Abstract

The road to technological progress is littered with unsuccessful prototypes and their inventors, and in British television there is perhaps no better example than John Logie Baird, universally recognised as the inventor of the technology, but not the successful business model. Another casualty is the Vision Electronic Recording Apparatus (VERA), less well known than Baird’s invention but a technology developed by the BBC Design Unit that has the potential to change the production and working practices of British television, in ways yet to be imagined or apparent.

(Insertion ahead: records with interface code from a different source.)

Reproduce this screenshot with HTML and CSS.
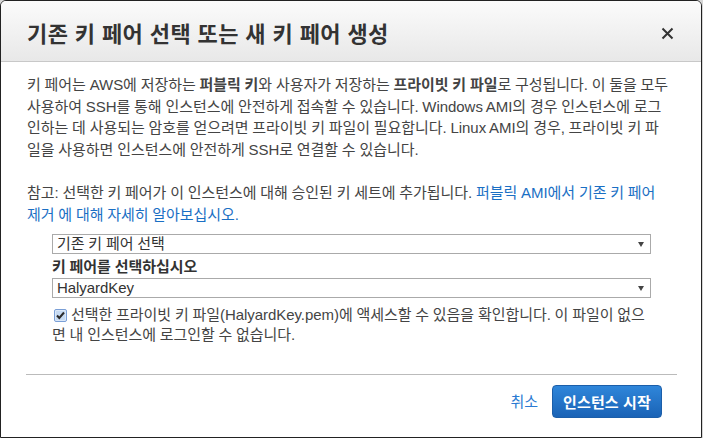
FILE: index.html
```html
<!DOCTYPE html>
<html lang="ko">
  <head>
    <meta charset="UTF-8" />
    <meta name="viewport" content="width=device-width, initial-scale=1.0" />
    <title>키 페어 선택</title>
    <link rel="stylesheet" href="styles.css">
  </head>
  <body>
    <div class="modal">
      <div class="modal-header">
        <h2>기존 키 페어 선택 또는 새 키 페어 생성</h2>
        <span class="close">
          <svg width="13" height="13" viewBox="0 0 13 13">
            <path d="M1.5 1.5 L11.5 11.5 M11.5 1.5 L1.5 11.5" stroke="#333" stroke-width="2" fill="none" />
          </svg>
        </span>
      </div>

      <div class="modal-body">
        <p class="intro">
          키 페어는 AWS에 저장하는 <b>퍼블릭 키</b>와 사용자가 저장하는 <b>프라이빗 키 파일</b>로 구성됩니다. 이 둘을 모두 사용하여 SSH를 통해 인스턴스에 안전하게 접속할 수 있습니다. Windows AMI의 경우 인스턴스에 로그인하는 데 사용되는 암호를 얻으려면 프라이빗 키 파일이 필요합니다. Linux AMI의 경우, 프라이빗 키 파일을 사용하면 인스턴스에 안전하게 SSH로 연결할 수 있습니다.
        </p>
        <p class="intro">
          참고: 선택한 키 페어가 이 인스턴스에 대해 승인된 키 세트에 추가됩니다. <a href="#">퍼블릭 AMI에서 기존 키 페어 제거 에 대해 자세히 알아보십시오.</a>
        </p>

        <div class="key-form">
          <div class="select">기존 키 페어 선택</div>
          <div class="field-label">키 페어를 선택하십시오</div>
          <div class="select">HalyardKey</div>
          <p class="ack">
            <span class="checkbox">
              <svg width="13" height="13" viewBox="0 0 13 13">
                <rect x="0.5" y="0.5" width="12" height="12" rx="1.5" fill="#dbe8f8" stroke="#7a9fd6" />
                <rect x="2" y="2" width="9" height="9" fill="#c6daf2" />
                <path d="M3 6.5 L5.3 9 L10 3.5" stroke="#2b2b2b" stroke-width="2" fill="none" />
              </svg>
            </span>선택한 프라이빗 키 파일(HalyardKey.pem)에 액세스할 수 있음을 확인합니다. 이 파일이 없으면 내 인스턴스에 로그인할 수 없습니다.
          </p>
        </div>
      </div>

      <div class="modal-footer">
        <a href="#" class="cancel">취소</a>
        <button class="btn-primary">인스턴스 시작</button>
      </div>
    </div>
  </body>
</html>
```

FILE: styles.css
```css
body {
  margin: 0;
  background: #d6d6d6;
  font-family: "Liberation Sans", "Noto Sans CJK KR", sans-serif;
  font-size: 15px;
  letter-spacing: -0.05px;
  word-spacing: -0.3px;
  color: #444;
}
.modal {
  width: 700px;
  height: 436px;
  background: white;
  border: 1px solid #222;
  border-radius: 6px 6px 0 0;
  overflow: hidden;
  display: flex;
  flex-direction: column;
}
.modal-header {
  height: 60px;
  flex: none;
  border-bottom: 1px solid #c8c8c8;
  background: linear-gradient(#fbfbfb, #e8e8e8);
  display: flex;
  align-items: center;
  justify-content: space-between;
  padding: 0 27px 0 26px;
}
.modal-header h2 {
  margin: 2px 0 0;
  font-size: 22px;
  letter-spacing: 0.4px;
  word-spacing: 0;
  font-weight: 700;
  color: #333;
}
.close {
  display: flex;
  margin-top: 4px;
}
.modal-body {
  padding: 12px 29px 0 26px;
}
.intro {
  margin: 0 0 22px;
  line-height: 21.5px;
}
.intro a {
  color: #1a6fc4;
  text-decoration: none;
}
.key-form {
  margin-top: -13px;
  padding: 0 21px 0 25px;
}
.select {
  position: relative;
  height: 18px;
  line-height: 18px;
  border: 1px solid #aaa;
  padding-left: 4px;
  color: #333;
}
.select::after {
  content: "";
  position: absolute;
  right: 6px;
  top: 7px;
  border-left: 3px solid transparent;
  border-right: 3px solid transparent;
  border-top: 5px solid #444;
}
.field-label {
  margin-top: 2px;
  line-height: 22px;
  font-weight: 700;
  color: #333;
}
.ack {
  margin: 7px 0 0;
  line-height: 20px;
}
.checkbox {
  display: inline-block;
  vertical-align: -2px;
  margin: 0 4px 0 2px;
  width: 13px;
  height: 13px;
}
.checkbox svg {
  display: block;
}
.modal-footer {
  margin: auto 24px 0 25px;
  border-top: 1px solid #bbb;
  height: 63px;
  padding: 10px 15px 0 0;
  box-sizing: border-box;
  display: flex;
  align-items: flex-start;
  justify-content: flex-end;
  gap: 14px;
}
.cancel {
  color: #2a7ad2;
  text-decoration: none;
  line-height: 33px;
}
.btn-primary {
  height: 33px;
  width: 110px;
  border: 1px solid #1b5ea9;
  border-radius: 4px;
  background: linear-gradient(#2f86da, #1a63b6);
  color: white;
  font-family: inherit;
  font-size: 15px;
  letter-spacing: 0.15px;
  font-weight: 700;
  padding: 0;
}
```
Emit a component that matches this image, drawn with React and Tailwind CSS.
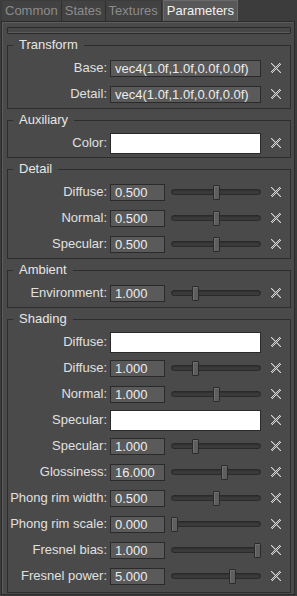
import { useState } from 'react'

const tabs = ['Common', 'States', 'Textures', 'Parameters']

const groups = [
  {
    title: 'Transform',
    rows: [
      { label: 'Base', kind: 'text', value: 'vec4(1.0f,1.0f,0.0f,0.0f)' },
      { label: 'Detail', kind: 'text', value: 'vec4(1.0f,1.0f,0.0f,0.0f)' },
    ],
  },
  {
    title: 'Auxiliary',
    rows: [{ label: 'Color', kind: 'color' }],
  },
  {
    title: 'Detail',
    rows: [
      { label: 'Diffuse', kind: 'slider', value: '0.500', pos: 0.5 },
      { label: 'Normal', kind: 'slider', value: '0.500', pos: 0.5 },
      { label: 'Specular', kind: 'slider', value: '0.500', pos: 0.5 },
    ],
  },
  {
    title: 'Ambient',
    rows: [{ label: 'Environment', kind: 'slider', value: '1.000', pos: 0.25 }],
  },
  {
    title: 'Shading',
    last: true,
    rows: [
      { label: 'Diffuse', kind: 'color' },
      { label: 'Diffuse', kind: 'slider', value: '1.000', pos: 0.25 },
      { label: 'Normal', kind: 'slider', value: '1.000', pos: 0.5 },
      { label: 'Specular', kind: 'color' },
      { label: 'Specular', kind: 'slider', value: '1.000', pos: 0.25 },
      { label: 'Glossiness', kind: 'slider', value: '16.000', pos: 0.6 },
      { label: 'Phong rim width', kind: 'slider', value: '0.500', pos: 0.5 },
      { label: 'Phong rim scale', kind: 'slider', value: '0.000', pos: 0 },
      { label: 'Fresnel bias', kind: 'slider', value: '1.000', pos: 1 },
      { label: 'Fresnel power', kind: 'slider', value: '5.000', pos: 0.7 },
    ],
  },
]

// dithered 10x10 cross, like the old clear button bitmap
const crossPixels = []
for (let y = 0; y < 10; y++) {
  for (let x = 0; x < 10; x++) {
    if (Math.abs(x - y) <= 1 || Math.abs(x + y - 9) <= 1) {
      crossPixels.push({ x, y, light: (x + y) % 2 === 0 })
    }
  }
}

export default function App() {
  const [active, setActive] = useState(3)

  return (
    <div className="w-[297px] h-[596px] bg-[#3c3c3c] font-['Liberation_Sans',Arial,sans-serif] text-[13px] text-[#e0e0e0] flex flex-col overflow-hidden">
      {/* Tab strip */}
      <div className="flex h-[21px] items-end pl-[2px]">
        {tabs.map((t, i) => (
          <button
            key={t}
            onClick={() => setActive(i)}
            className={`h-[20px] px-[3px] border-r border-[#2e2e2e] leading-[20px] ${
              i === active
                ? 'bg-[#585858] text-[#f2f2f2] h-[21px] ml-[1px] border-l border-t border-[#6a6a6a]'
                : 'bg-[#424242] text-[#8c8c8c]'
            }`}
          >
            {t}
          </button>
        ))}
      </div>

      {/* Panel */}
      <div className="ml-[1px] mr-[2px] mb-[1px] flex-1 border border-[#2b2b2b] bg-[#4a4a4a] pl-[5px] pr-[3px] shadow-[inset_1px_1px_0_#5c5c5c]">
        <div className="mt-[5px] h-[7px] rounded-[1px] border border-[#2a2a2a] bg-[#474747] shadow-[inset_0_-1px_0_#5a5a5a]" />

        <div className="mt-[3px] flex flex-col gap-[3px]">
          {groups.map((g) => (
            <fieldset
              key={g.title}
              className={`border border-[#2d2d2d] ${g.last ? 'pb-[3px]' : 'pb-[1px]'}`}
            >
              <legend className="ml-[5px] px-[6px] leading-[16px] text-[#e6e6e6]">{g.title}</legend>
              <div className="pt-[2px]">
                {g.rows.map((r, i) => (
                  <Row key={i} row={r} />
                ))}
              </div>
            </fieldset>
          ))}
        </div>
      </div>
    </div>
  )
}

function Row({ row }) {
  return (
    <div className="flex h-[26px] items-center">
      <span className="w-[99px] shrink-0 text-right whitespace-nowrap">{row.label}:</span>
      <div className="ml-[3px] flex w-[151px] items-center">
        {row.kind === 'text' && (
          <div className="h-[17px] w-full border border-[#2a2a2a] bg-[#5a5a5a] pl-[4px] leading-[15px] text-[#ececec] whitespace-nowrap overflow-hidden">
            {row.value}
          </div>
        )}
        {row.kind === 'color' && (
          <div className="h-[21px] w-full border border-[#2a2a2a] bg-white" />
        )}
        {row.kind === 'slider' && (
          <>
            <div className="h-[17px] w-[55px] shrink-0 border border-[#2a2a2a] bg-[#5a5a5a] pl-[4px] leading-[15px] text-[#ececec]">
              {row.value}
            </div>
            <Slider pos={row.pos} />
          </>
        )}
      </div>
      <ClearIcon />
    </div>
  )
}

function Slider({ pos }) {
  // track is 90px, handle 7px
  const left = Math.round(pos * 83)
  return (
    <div className="relative ml-[6px] flex h-[15px] w-[90px] items-center">
      <div className="h-[6px] w-full rounded-full border border-[#2a2a2a] bg-[#3a3a3a] shadow-[inset_0_1px_0_#303030]" />
      <div
        className="absolute top-0 h-[15px] w-[7px] rounded-[1px] border border-[#2a2a2a] bg-[#5e5e5e] shadow-[inset_1px_1px_0_#707070]"
        style={{ left }}
      />
    </div>
  )
}

function ClearIcon() {
  return (
    <svg width="10" height="10" viewBox="0 0 10 10" className="ml-[10px] shrink-0" shapeRendering="crispEdges">
      {crossPixels.map((p) => (
        <rect
          key={`${p.x}-${p.y}`}
          x={p.x}
          y={p.y}
          width="1"
          height="1"
          fill={p.light ? '#d4d4d4' : '#6e6e6e'}
        />
      ))}
    </svg>
  )
}
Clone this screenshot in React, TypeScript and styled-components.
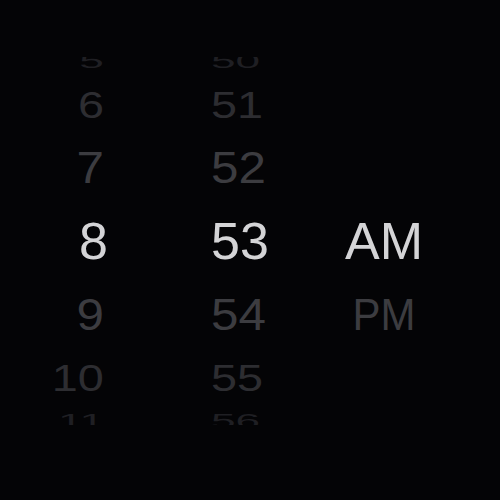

This article, based on secondary sources (Briggs: 1995, Burns:1977,Hall: 1996, Hartney: 1996 Marshall: 1979 Nash: 1970, and Wyver:1981, 1989), seeks to illuminate and narrativise some of the threads in the hidden, or certainly largely unexplored, history of video technology in British television between 1955 and 1975. The start date recognises the ending the BBC’s television monopoly and the shift to a duopolistic industry that the BBC has to adjust to. The end date reflects a point where non-broadcast video technology has become more affordable and of such high quality that it threatens to achieve the standard previously set as the minimum by the broadcasting unions. The affordability of the technology leads to new forms of content and new contexts of practice developing amongst artists, activists and auteurs, some of whom explicitly choose to question the constructs of television.